───── DATASET SECTION

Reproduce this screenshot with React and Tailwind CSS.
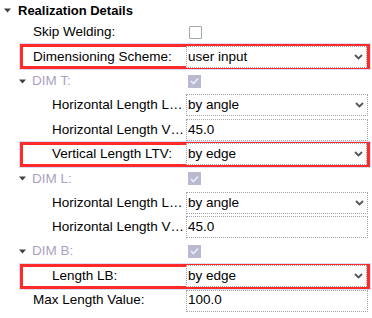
import React from 'react';

const font = { fontFamily: '"Liberation Sans", Arial, sans-serif' };

function Caret({ className = '' }) {
    return (
        <svg width="7" height="5" viewBox="0 0 7 5" className={className}>
            <path d="M0 0.5 L7 0.5 L3.5 4.5 Z" fill="#404040" />
        </svg>
    );
}

function Chevron() {
    return (
        <svg width="9" height="6" viewBox="0 0 9 6" className="mr-[3px]">
            <path d="M1 1 L4.5 4.5 L8 1" stroke="#555" strokeWidth="1.8" fill="none" />
        </svg>
    );
}

function Box({ value, select }) {
    return (
        <div className="flex h-[22px] flex-1 items-center justify-between border border-dotted border-[#a4a4a4] bg-white pl-[1px]">
            <span className="text-[13.5px] text-black">{value}</span>
            {select && <Chevron />}
        </div>
    );
}

function Checkbox({ checked }) {
    if (checked) {
        return (
            <div className="flex h-[13px] w-[13px] items-center justify-center bg-[#b9b9cf]">
                <svg width="9" height="8" viewBox="0 0 9 8">
                    <path d="M1 4 L3.5 6.5 L8 1.5" stroke="#eef" strokeWidth="1.6" fill="none" />
                </svg>
            </div>
        );
    }
    return <div className="h-[13px] w-[13px] rounded-[1px] border border-[#9fa9a9] bg-white" />;
}

// label + value row; highlight wraps it in the red frame
function Row({ label, indent = 33, children, highlight }) {
    const inner = (
        <>
            <div
                className="flex h-full shrink-0 items-center overflow-hidden whitespace-nowrap text-[13.5px] text-black"
                style={{ width: highlight ? 163 : 186, paddingLeft: highlight ? indent - 23 : indent }}
            >
                {label}
            </div>
            <div className="flex h-full flex-1 items-center">{children}</div>
        </>
    );
    if (highlight) {
        return (
            <div className="ml-[20px] mr-[2px] flex h-[25px] items-center border-[3px] border-[#ff2a2a] shadow-[0_0_0_1px_#dcdcf4]">
                {inner}
            </div>
        );
    }
    return <div className="mr-[4px] flex h-[24.2px] items-center">{inner}</div>;
}

function Group({ label }) {
    return (
        <div className="flex h-[24.2px] items-center">
            <div className="flex w-[186px] items-center gap-[6px] pl-[19px]">
                <Caret />
                <span className="text-[13.5px] text-[#ab9fc2]">{label}</span>
            </div>
            <div className="flex items-center pl-[2px]">
                <Checkbox checked />
            </div>
        </div>
    );
}

export default function App() {
    return (
        <div className="h-[318px] w-[372px] overflow-hidden bg-white" style={font}>
            <div className="flex h-[20px] items-center gap-[7px] pl-[4px] pt-[1px]">
                <Caret />
                <span className="text-[13px] font-bold text-black">Realization Details</span>
            </div>
            <Row label="Skip Welding:">
                <div className="pl-[3px]">
                    <Checkbox />
                </div>
            </Row>
            <Row label="Dimensioning Scheme:" highlight>
                <Box value="user input" select />
            </Row>
            <Group label="DIM T:" />
            <Row label="Horizontal Length L…" indent={52}>
                <Box value="by angle" select />
            </Row>
            <Row label="Horizontal Length V…" indent={52}>
                <Box value="45.0" />
            </Row>
            <Row label="Vertical Length LTV:" indent={52} highlight>
                <Box value="by edge" select />
            </Row>
            <Group label="DIM L:" />
            <Row label="Horizontal Length L…" indent={52}>
                <Box value="by angle" select />
            </Row>
            <Row label="Horizontal Length V…" indent={52}>
                <Box value="45.0" />
            </Row>
            <Group label="DIM B:" />
            <Row label="Length LB:" indent={52} highlight>
                <Box value="by edge" select />
            </Row>
            <Row label="Max Length Value:">
                <Box value="100.0" />
            </Row>
        </div>
    );
}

──────────

From the data above, copy each line that has the string "React".

» EXPECTED OUTPUT
Reproduce this screenshot with React and Tailwind CSS.
import React from 'react';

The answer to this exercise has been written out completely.